>> START

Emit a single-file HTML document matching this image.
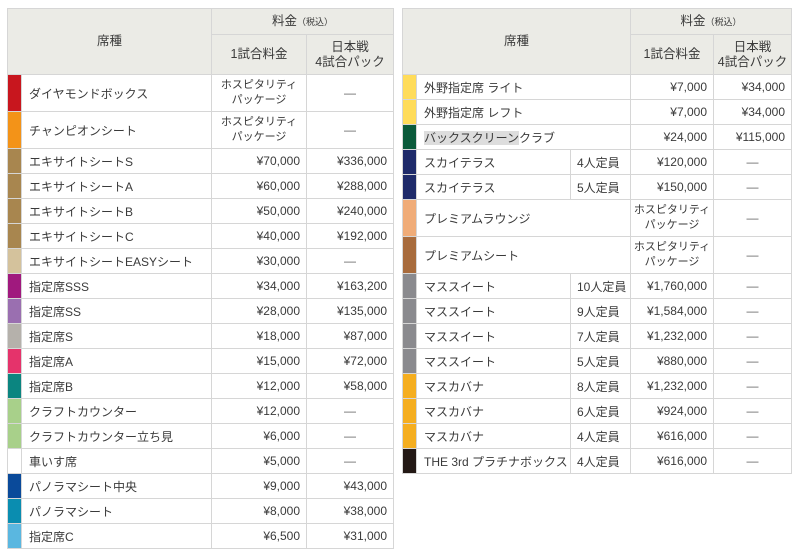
<!DOCTYPE html>
<html><head><meta charset="utf-8"><style>
body{margin:0;background:#fff;font-family:"Liberation Sans","Noto Sans CJK JP",sans-serif;color:#3a3a3a;font-size:12px;}
table{position:absolute;top:8px;border-collapse:collapse;table-layout:fixed;}
td,th{border:1px solid #d6d6d6;padding:0;font-weight:normal;white-space:nowrap;}
th{background:#ebebe6;text-align:center;line-height:15px;font-size:12.5px;}
td.n{padding-left:7px;text-align:left;}
td.p{text-align:right;padding-right:6px;}
td.c{text-align:center;color:#666;}
td.h{text-align:center;font-size:11px;line-height:15px;}
td.s{padding-left:6px;}
small{font-size:9px;}
tr.r{height:25px;}
tr.t{height:37px;}
.hl{background:#ddd;}
</style></head><body>
<table style="left:7px;width:386px">
<colgroup><col style="width:14px"><col style="width:190px"><col style="width:95px"><col style="width:87px"></colgroup>
<tr style="height:26px"><th colspan="2" rowspan="2">席種</th><th colspan="2">料金<small>（税込）</small></th></tr>
<tr style="height:40px"><th>1試合料金</th><th>日本戦<br>4試合パック</th></tr>
<tr class="t"><td style="background:#c8161e"></td><td class="n">ダイヤモンドボックス</td><td class="h">ホスピタリティ<br>パッケージ</td><td class="c">—</td></tr>
<tr class="t"><td style="background:#f39318"></td><td class="n">チャンピオンシート</td><td class="h">ホスピタリティ<br>パッケージ</td><td class="c">—</td></tr>
<tr class="r"><td style="background:#a8864f"></td><td class="n">エキサイトシートS</td><td class="p">¥70,000</td><td class="p">¥336,000</td></tr>
<tr class="r"><td style="background:#a8864f"></td><td class="n">エキサイトシートA</td><td class="p">¥60,000</td><td class="p">¥288,000</td></tr>
<tr class="r"><td style="background:#a8864f"></td><td class="n">エキサイトシートB</td><td class="p">¥50,000</td><td class="p">¥240,000</td></tr>
<tr class="r"><td style="background:#a8864f"></td><td class="n">エキサイトシートC</td><td class="p">¥40,000</td><td class="p">¥192,000</td></tr>
<tr class="r"><td style="background:#d4c29c"></td><td class="n">エキサイトシートEASYシート</td><td class="p">¥30,000</td><td class="c">—</td></tr>
<tr class="r"><td style="background:#a0197e"></td><td class="n">指定席SSS</td><td class="p">¥34,000</td><td class="p">¥163,200</td></tr>
<tr class="r"><td style="background:#9a6fb0"></td><td class="n">指定席SS</td><td class="p">¥28,000</td><td class="p">¥135,000</td></tr>
<tr class="r"><td style="background:#b5b1ab"></td><td class="n">指定席S</td><td class="p">¥18,000</td><td class="p">¥87,000</td></tr>
<tr class="r"><td style="background:#e5336b"></td><td class="n">指定席A</td><td class="p">¥15,000</td><td class="p">¥72,000</td></tr>
<tr class="r"><td style="background:#0b8580"></td><td class="n">指定席B</td><td class="p">¥12,000</td><td class="p">¥58,000</td></tr>
<tr class="r"><td style="background:#a8d08a"></td><td class="n">クラフトカウンター</td><td class="p">¥12,000</td><td class="c">—</td></tr>
<tr class="r"><td style="background:#a8d08a"></td><td class="n">クラフトカウンター立ち見</td><td class="p">¥6,000</td><td class="c">—</td></tr>
<tr class="r"><td style="background:#fff"></td><td class="n">車いす席</td><td class="p">¥5,000</td><td class="c">—</td></tr>
<tr class="r"><td style="background:#0a4a9a"></td><td class="n">パノラマシート中央</td><td class="p">¥9,000</td><td class="p">¥43,000</td></tr>
<tr class="r"><td style="background:#0a8db0"></td><td class="n">パノラマシート</td><td class="p">¥8,000</td><td class="p">¥38,000</td></tr>
<tr class="r"><td style="background:#5ab7e0"></td><td class="n">指定席C</td><td class="p">¥6,500</td><td class="p">¥31,000</td></tr>
</table>
<table style="left:402px;width:389px">
<colgroup><col style="width:14px"><col style="width:154px"><col style="width:60px"><col style="width:83px"><col style="width:78px"></colgroup>
<tr style="height:26px"><th colspan="3" rowspan="2">席種</th><th colspan="2">料金<small>（税込）</small></th></tr>
<tr style="height:40px"><th>1試合料金</th><th>日本戦<br>4試合パック</th></tr>
<tr class="r"><td style="background:#ffdc5a"></td><td class="n" colspan="2">外野指定席 ライト</td><td class="p">¥7,000</td><td class="p">¥34,000</td></tr>
<tr class="r"><td style="background:#ffdc5a"></td><td class="n" colspan="2">外野指定席 レフト</td><td class="p">¥7,000</td><td class="p">¥34,000</td></tr>
<tr class="r"><td style="background:#0a5a3a"></td><td class="n" colspan="2"><span class="hl">バックスクリーン</span>クラブ</td><td class="p">¥24,000</td><td class="p">¥115,000</td></tr>
<tr class="r"><td style="background:#1e2a6a"></td><td class="n">スカイテラス</td><td class="s">4人定員</td><td class="p">¥120,000</td><td class="c">—</td></tr>
<tr class="r"><td style="background:#1e2a6a"></td><td class="n">スカイテラス</td><td class="s">5人定員</td><td class="p">¥150,000</td><td class="c">—</td></tr>
<tr class="t"><td style="background:#f0ac78"></td><td class="n" colspan="2">プレミアムラウンジ</td><td class="h">ホスピタリティ<br>パッケージ</td><td class="c">—</td></tr>
<tr class="t"><td style="background:#a86b3c"></td><td class="n" colspan="2">プレミアムシート</td><td class="h">ホスピタリティ<br>パッケージ</td><td class="c">—</td></tr>
<tr class="r"><td style="background:#8a8a8e"></td><td class="n">マススイート</td><td class="s">10人定員</td><td class="p">¥1,760,000</td><td class="c">—</td></tr>
<tr class="r"><td style="background:#8a8a8e"></td><td class="n">マススイート</td><td class="s">9人定員</td><td class="p">¥1,584,000</td><td class="c">—</td></tr>
<tr class="r"><td style="background:#8a8a8e"></td><td class="n">マススイート</td><td class="s">7人定員</td><td class="p">¥1,232,000</td><td class="c">—</td></tr>
<tr class="r"><td style="background:#8a8a8e"></td><td class="n">マススイート</td><td class="s">5人定員</td><td class="p">¥880,000</td><td class="c">—</td></tr>
<tr class="r"><td style="background:#f5ae1f"></td><td class="n">マスカバナ</td><td class="s">8人定員</td><td class="p">¥1,232,000</td><td class="c">—</td></tr>
<tr class="r"><td style="background:#f5ae1f"></td><td class="n">マスカバナ</td><td class="s">6人定員</td><td class="p">¥924,000</td><td class="c">—</td></tr>
<tr class="r"><td style="background:#f5ae1f"></td><td class="n">マスカバナ</td><td class="s">4人定員</td><td class="p">¥616,000</td><td class="c">—</td></tr>
<tr class="r"><td style="background:#231815"></td><td class="n">THE 3rd プラチナボックス</td><td class="s">4人定員</td><td class="p">¥616,000</td><td class="c">—</td></tr>
</table>
</body></html>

>> END

Problem details — Do not include the images; transcribe the rest of the listing exactly.

Written response —
Emit a single-file HTML document matching this image.
<!DOCTYPE html>
<html><head><meta charset="utf-8"><style>
body{margin:0;background:#fff;font-family:"Liberation Sans","Noto Sans CJK JP",sans-serif;color:#3a3a3a;font-size:12px;}
table{position:absolute;top:8px;border-collapse:collapse;table-layout:fixed;}
td,th{border:1px solid #d6d6d6;padding:0;font-weight:normal;white-space:nowrap;}
th{background:#ebebe6;text-align:center;line-height:15px;font-size:12.5px;}
td.n{padding-left:7px;text-align:left;}
td.p{text-align:right;padding-right:6px;}
td.c{text-align:center;color:#666;}
td.h{text-align:center;font-size:11px;line-height:15px;}
td.s{padding-left:6px;}
small{font-size:9px;}
tr.r{height:25px;}
tr.t{height:37px;}
.hl{background:#ddd;}
</style></head><body>
<table style="left:7px;width:386px">
<colgroup><col style="width:14px"><col style="width:190px"><col style="width:95px"><col style="width:87px"></colgroup>
<tr style="height:26px"><th colspan="2" rowspan="2">席種</th><th colspan="2">料金<small>（税込）</small></th></tr>
<tr style="height:40px"><th>1試合料金</th><th>日本戦<br>4試合パック</th></tr>
<tr class="t"><td style="background:#c8161e"></td><td class="n">ダイヤモンドボックス</td><td class="h">ホスピタリティ<br>パッケージ</td><td class="c">—</td></tr>
<tr class="t"><td style="background:#f39318"></td><td class="n">チャンピオンシート</td><td class="h">ホスピタリティ<br>パッケージ</td><td class="c">—</td></tr>
<tr class="r"><td style="background:#a8864f"></td><td class="n">エキサイトシートS</td><td class="p">¥70,000</td><td class="p">¥336,000</td></tr>
<tr class="r"><td style="background:#a8864f"></td><td class="n">エキサイトシートA</td><td class="p">¥60,000</td><td class="p">¥288,000</td></tr>
<tr class="r"><td style="background:#a8864f"></td><td class="n">エキサイトシートB</td><td class="p">¥50,000</td><td class="p">¥240,000</td></tr>
<tr class="r"><td style="background:#a8864f"></td><td class="n">エキサイトシートC</td><td class="p">¥40,000</td><td class="p">¥192,000</td></tr>
<tr class="r"><td style="background:#d4c29c"></td><td class="n">エキサイトシートEASYシート</td><td class="p">¥30,000</td><td class="c">—</td></tr>
<tr class="r"><td style="background:#a0197e"></td><td class="n">指定席SSS</td><td class="p">¥34,000</td><td class="p">¥163,200</td></tr>
<tr class="r"><td style="background:#9a6fb0"></td><td class="n">指定席SS</td><td class="p">¥28,000</td><td class="p">¥135,000</td></tr>
<tr class="r"><td style="background:#b5b1ab"></td><td class="n">指定席S</td><td class="p">¥18,000</td><td class="p">¥87,000</td></tr>
<tr class="r"><td style="background:#e5336b"></td><td class="n">指定席A</td><td class="p">¥15,000</td><td class="p">¥72,000</td></tr>
<tr class="r"><td style="background:#0b8580"></td><td class="n">指定席B</td><td class="p">¥12,000</td><td class="p">¥58,000</td></tr>
<tr class="r"><td style="background:#a8d08a"></td><td class="n">クラフトカウンター</td><td class="p">¥12,000</td><td class="c">—</td></tr>
<tr class="r"><td style="background:#a8d08a"></td><td class="n">クラフトカウンター立ち見</td><td class="p">¥6,000</td><td class="c">—</td></tr>
<tr class="r"><td style="background:#fff"></td><td class="n">車いす席</td><td class="p">¥5,000</td><td class="c">—</td></tr>
<tr class="r"><td style="background:#0a4a9a"></td><td class="n">パノラマシート中央</td><td class="p">¥9,000</td><td class="p">¥43,000</td></tr>
<tr class="r"><td style="background:#0a8db0"></td><td class="n">パノラマシート</td><td class="p">¥8,000</td><td class="p">¥38,000</td></tr>
<tr class="r"><td style="background:#5ab7e0"></td><td class="n">指定席C</td><td class="p">¥6,500</td><td class="p">¥31,000</td></tr>
</table>
<table style="left:402px;width:389px">
<colgroup><col style="width:14px"><col style="width:154px"><col style="width:60px"><col style="width:83px"><col style="width:78px"></colgroup>
<tr style="height:26px"><th colspan="3" rowspan="2">席種</th><th colspan="2">料金<small>（税込）</small></th></tr>
<tr style="height:40px"><th>1試合料金</th><th>日本戦<br>4試合パック</th></tr>
<tr class="r"><td style="background:#ffdc5a"></td><td class="n" colspan="2">外野指定席 ライト</td><td class="p">¥7,000</td><td class="p">¥34,000</td></tr>
<tr class="r"><td style="background:#ffdc5a"></td><td class="n" colspan="2">外野指定席 レフト</td><td class="p">¥7,000</td><td class="p">¥34,000</td></tr>
<tr class="r"><td style="background:#0a5a3a"></td><td class="n" colspan="2"><span class="hl">バックスクリーン</span>クラブ</td><td class="p">¥24,000</td><td class="p">¥115,000</td></tr>
<tr class="r"><td style="background:#1e2a6a"></td><td class="n">スカイテラス</td><td class="s">4人定員</td><td class="p">¥120,000</td><td class="c">—</td></tr>
<tr class="r"><td style="background:#1e2a6a"></td><td class="n">スカイテラス</td><td class="s">5人定員</td><td class="p">¥150,000</td><td class="c">—</td></tr>
<tr class="t"><td style="background:#f0ac78"></td><td class="n" colspan="2">プレミアムラウンジ</td><td class="h">ホスピタリティ<br>パッケージ</td><td class="c">—</td></tr>
<tr class="t"><td style="background:#a86b3c"></td><td class="n" colspan="2">プレミアムシート</td><td class="h">ホスピタリティ<br>パッケージ</td><td class="c">—</td></tr>
<tr class="r"><td style="background:#8a8a8e"></td><td class="n">マススイート</td><td class="s">10人定員</td><td class="p">¥1,760,000</td><td class="c">—</td></tr>
<tr class="r"><td style="background:#8a8a8e"></td><td class="n">マススイート</td><td class="s">9人定員</td><td class="p">¥1,584,000</td><td class="c">—</td></tr>
<tr class="r"><td style="background:#8a8a8e"></td><td class="n">マススイート</td><td class="s">7人定員</td><td class="p">¥1,232,000</td><td class="c">—</td></tr>
<tr class="r"><td style="background:#8a8a8e"></td><td class="n">マススイート</td><td class="s">5人定員</td><td class="p">¥880,000</td><td class="c">—</td></tr>
<tr class="r"><td style="background:#f5ae1f"></td><td class="n">マスカバナ</td><td class="s">8人定員</td><td class="p">¥1,232,000</td><td class="c">—</td></tr>
<tr class="r"><td style="background:#f5ae1f"></td><td class="n">マスカバナ</td><td class="s">6人定員</td><td class="p">¥924,000</td><td class="c">—</td></tr>
<tr class="r"><td style="background:#f5ae1f"></td><td class="n">マスカバナ</td><td class="s">4人定員</td><td class="p">¥616,000</td><td class="c">—</td></tr>
<tr class="r"><td style="background:#231815"></td><td class="n">THE 3rd プラチナボックス</td><td class="s">4人定員</td><td class="p">¥616,000</td><td class="c">—</td></tr>
</table>
</body></html>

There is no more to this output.